## Work required
Extract every line where the string "this" appears.

::::::

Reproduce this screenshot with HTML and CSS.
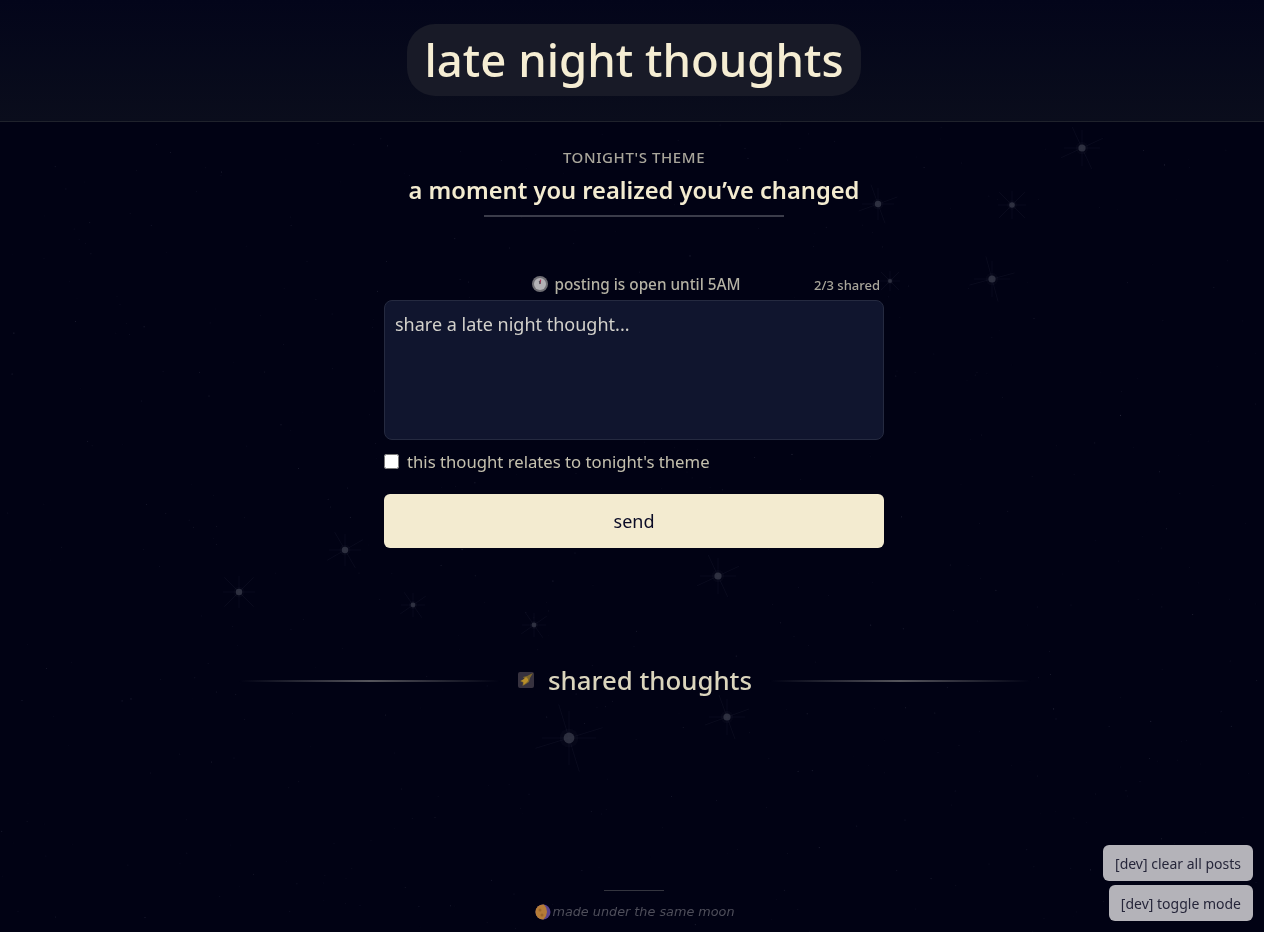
FILE: index.html
```html
<!DOCTYPE html>
<html lang="en">
<head>
    <meta charset="UTF-8">
    <meta name="viewport" content="width=device-width, initial-scale=1.0">
    <title>late night thoughts</title>
    <link rel="stylesheet" href="styles.css">
</head>
<body>

<svg id="sky" class="sky" width="1264" height="932" viewBox="0 0 1264 932" aria-hidden="true"></svg>

<header class="site-header">
    <h1 class="site-title">late night thoughts</h1>
</header>

<main class="container">
    <section class="theme">
        <p class="theme-label">Tonight's theme</p>
        <h2 class="theme-text">a moment you realized you’ve changed</h2>
        <div class="theme-rule"></div>
    </section>

    <form class="post-form">
        <div class="status-row">
            <span></span>
            <p class="status">
                <svg class="emoji" width="18" height="18" viewBox="0 0 18 18" aria-hidden="true">
                    <circle cx="9" cy="9" r="8" fill="#6f6e74"/>
                    <circle cx="9" cy="9" r="6" fill="#b3b2b6"/>
                    <path d="M9 9 L9.6 4.6" stroke="#a83c5c" stroke-width="1.3"/>
                    <path d="M9 9 L8.4 6" stroke="#55545c" stroke-width="1.3"/>
                </svg>
                posting is open until 5AM
            </p>
            <span class="counter">2/3 shared</span>
        </div>
        <textarea class="thought" placeholder="share a late night thought..."></textarea>
        <label class="theme-check">
            <input type="checkbox">
            this thought relates to tonight's theme
        </label>
        <button type="button" class="send">send</button>
    </form>

    <section class="shared">
        <div class="shared-line"></div>
        <h3 class="shared-title">
            <svg class="emoji" width="16" height="16" viewBox="0 0 16 16" aria-hidden="true">
                <rect width="16" height="16" rx="2" fill="#37323f"/>
                <path d="M15 1 L9 4 L5 5 L6.5 7 L2 9 L5 10.5 L4.5 14 L8 12 L11 10 L12 6 Z" fill="#7d672c"/>
                <path d="M8 5 L6 7 L3 9 L5.5 10 L5.5 13 L8 11 L10 9 L10 7 Z" fill="#b98f2a"/>
            </svg>
            shared thoughts
        </h3>
        <div class="shared-line"></div>
    </section>
</main>

<footer class="site-footer">
    <div class="footer-rule"></div>
    <p class="footer-text">
        <svg class="emoji" width="16" height="16" viewBox="0 0 16 16" aria-hidden="true">
            <circle cx="8" cy="8" r="7.5" fill="#5a4490"/>
            <path d="M9 .6 A7.5 7.5 0 1 0 8.5 15.5 A11 11 0 0 0 12 8 A11 11 0 0 0 9 .6 Z" fill="#b67c38"/>
            <circle cx="5" cy="6" r="1.5" fill="#9c662c"/>
            <circle cx="7" cy="11" r="1.5" fill="#9c662c"/>
        </svg>
        made under the same moon
    </p>
</footer>

<div class="dev-tools">
    <button type="button" class="dev-button">[dev] clear all posts</button>
    <button type="button" class="dev-button">[dev] toggle mode</button>
</div>

<script src="stars.js"></script>
</body>
</html>
```

FILE: styles.css
```css
* {
    box-sizing: border-box;
}
body {
    font-family: "Noto Sans", sans-serif;
    background-color: #010214;
    color: #f3ebd0;
    margin: 0;
    padding: 0 0 0 4px;
    height: 932px;
    overflow: hidden;
}
h1, h2, h3, p {
    margin: 0;
    font-weight: 400;
}
.sky {
    position: fixed;
    top: 0;
    left: 0;
    z-index: -1;
}
.site-header {
    display: flex;
    justify-content: center;
    height: 122px;
    margin-left: -4px;
    padding: 24px 0 0 4px;
    background: linear-gradient(to bottom, #03051a, #0a0d1c);
    border-bottom: 1px solid #1f222c;
}
.site-title {
    height: 72px;
    width: 454px;
    font-size: 45.5px;
    line-height: 70px;
    font-weight: 500;
    text-align: center;
    color: #f5edd3;
    background-color: #181a27;
    border-radius: 28px;
}
.container {
    width: 500px;
    margin: 0 auto;
}
.theme {
    display: flex;
    flex-direction: column;
    align-items: center;
    padding-top: 26px;
}
.theme-label {
    font-size: 15px;
    line-height: 18px;
    font-weight: 500;
    letter-spacing: 0.6px;
    text-transform: uppercase;
    color: #a9a69b;
}
.theme-text {
    margin-top: 8px;
    font-size: 23.7px;
    line-height: 32px;
    font-weight: 600;
    white-space: nowrap;
    color: #f3ebd0;
}
.theme-rule {
    width: 300px;
    height: 2px;
    margin-top: 9px;
    background-color: #3b3c4a;
}
.post-form {
    margin-top: 56px;
}
.status-row {
    display: grid;
    grid-template-columns: 1fr auto 1fr;
    align-items: center;
    height: 16px;
    margin-bottom: 11px;
}
.status {
    display: flex;
    align-items: center;
    gap: 5px;
    padding-left: 4px;
    font-size: 15.3px;
    font-weight: 500;
    color: #b5b2a4;
}
.counter {
    margin-top: 3px;
    padding-right: 4px;
    font-size: 13px;
    font-weight: 500;
    text-align: right;
    color: #a9a69b;
}
.thought {
    display: block;
    width: 100%;
    height: 140px;
    padding: 11px 10px;
    font-family: inherit;
    font-size: 18px;
    line-height: 24px;
    color: #f3ebd0;
    background-color: #10152e;
    border: 1px solid #252a40;
    border-radius: 8px;
    resize: none;
}
.thought::placeholder {
    color: #d3d1cb;
    opacity: 1;
}
.theme-check {
    display: flex;
    align-items: center;
    gap: 8px;
    height: 20px;
    margin-top: 11px;
    font-size: 16.7px;
    color: #c4c0ae;
}
.theme-check input {
    width: 15px;
    height: 15px;
    margin: 0;
}
.send {
    display: block;
    width: 100%;
    height: 54px;
    margin-top: 23px;
    padding-bottom: 2px;
    font-family: inherit;
    font-size: 18px;
    color: #0a0b26;
    background-color: #f3ebd0;
    border: none;
    border-radius: 6px;
}
.shared {
    display: flex;
    align-items: center;
    justify-content: center;
    gap: 18px;
    width: 792px;
    margin: 116px 0 0 -145px;
}
.shared-title {
    display: flex;
    align-items: center;
    gap: 14px;
    flex: none;
    padding-bottom: 2px;
    font-size: 25.8px;
    line-height: 32px;
    font-weight: 500;
    color: #dbd5bd;
}
.shared-line {
    flex: 1;
    height: 2px;
    background: linear-gradient(to right, transparent, #55555c, transparent);
}
.site-footer {
    position: fixed;
    left: 6px;
    right: 0;
    bottom: 12px;
    display: flex;
    flex-direction: column;
    align-items: center;
}
.footer-rule {
    width: 60px;
    height: 1px;
    margin: 0 0 13px -2px;
    background-color: #34353f;
}
.footer-text {
    display: flex;
    align-items: center;
    gap: 1px;
    font-family: "DejaVu Sans", sans-serif;
    font-size: 12.8px;
    line-height: 16px;
    font-style: italic;
    color: #4e4e5a;
}
.emoji {
    flex: none;
}
.dev-tools {
    position: fixed;
    right: 11px;
    bottom: 11px;
    display: flex;
    flex-direction: column;
    align-items: flex-end;
    gap: 4px;
}
.dev-button {
    height: 36px;
    padding: 0 12px;
    font-family: inherit;
    font-size: 14px;
    color: #26263a;
    background-color: #b4b3b9;
    border: none;
    border-radius: 6px;
}
```

FILE: stars.js
```js
// sky: bright stars have fixed places, the small dust is seeded so it stays the same
const sky = document.getElementById('sky');
const ns = 'http://www.w3.org/2000/svg';

const brightStars = [
    [1082, 148, 0.9, 20], [878, 204, 0.8, 25], [1012, 205, 0.7, 0], [890, 281, 0.5, 0],
    [992, 279, 0.9, 30], [345, 550, 0.8, 15], [239, 592, 0.8, 0], [413, 605, 0.6, 10],
    [718, 576, 0.9, 20], [534, 625, 0.6, 10], [727, 717, 0.9, 25], [569, 738, 1.35, 28]
];

let seed = 4711;
function rand() {
    seed = (seed * 16807) % 2147483647;
    return seed / 2147483647;
}

function add(name, attrs) {
    const el = document.createElementNS(ns, name);
    Object.entries(attrs).forEach(([key, value]) => el.setAttribute(key, value));
    sky.appendChild(el);
}

for (let i = 0; i < 520; i++) {
    add('circle', {
        cx: (rand() * 1264).toFixed(1),
        cy: (122 + rand() * 810).toFixed(1),
        r: (0.3 + rand() * 0.3).toFixed(2),
        fill: '#8b8da0',
        opacity: (0.08 + rand() * 0.2).toFixed(2)
    });
}

brightStars.forEach(([x, y, size, turn]) => {
    for (let a = 0; a < 8; a++) {
        const angle = (a * 45 + (a % 2 ? turn : 0)) * Math.PI / 180;
        const reach = (a % 2 ? 26 : 20) * size;
        add('line', {
            x1: x, y1: y,
            x2: (x + Math.cos(angle) * reach).toFixed(1),
            y2: (y + Math.sin(angle) * reach).toFixed(1),
            stroke: '#6d6f86',
            'stroke-width': 0.6,
            opacity: 0.14
        });
    }
    add('circle', { cx: x, cy: y, r: 7 * size, fill: '#55576a', opacity: 0.06 });
    add('circle', { cx: x, cy: y, r: 4 * size, fill: '#343646', opacity: 0.85 });
});
```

::::::

## Task answer
Reproduce this screenshot with HTML and CSS.
            this thought relates to tonight's theme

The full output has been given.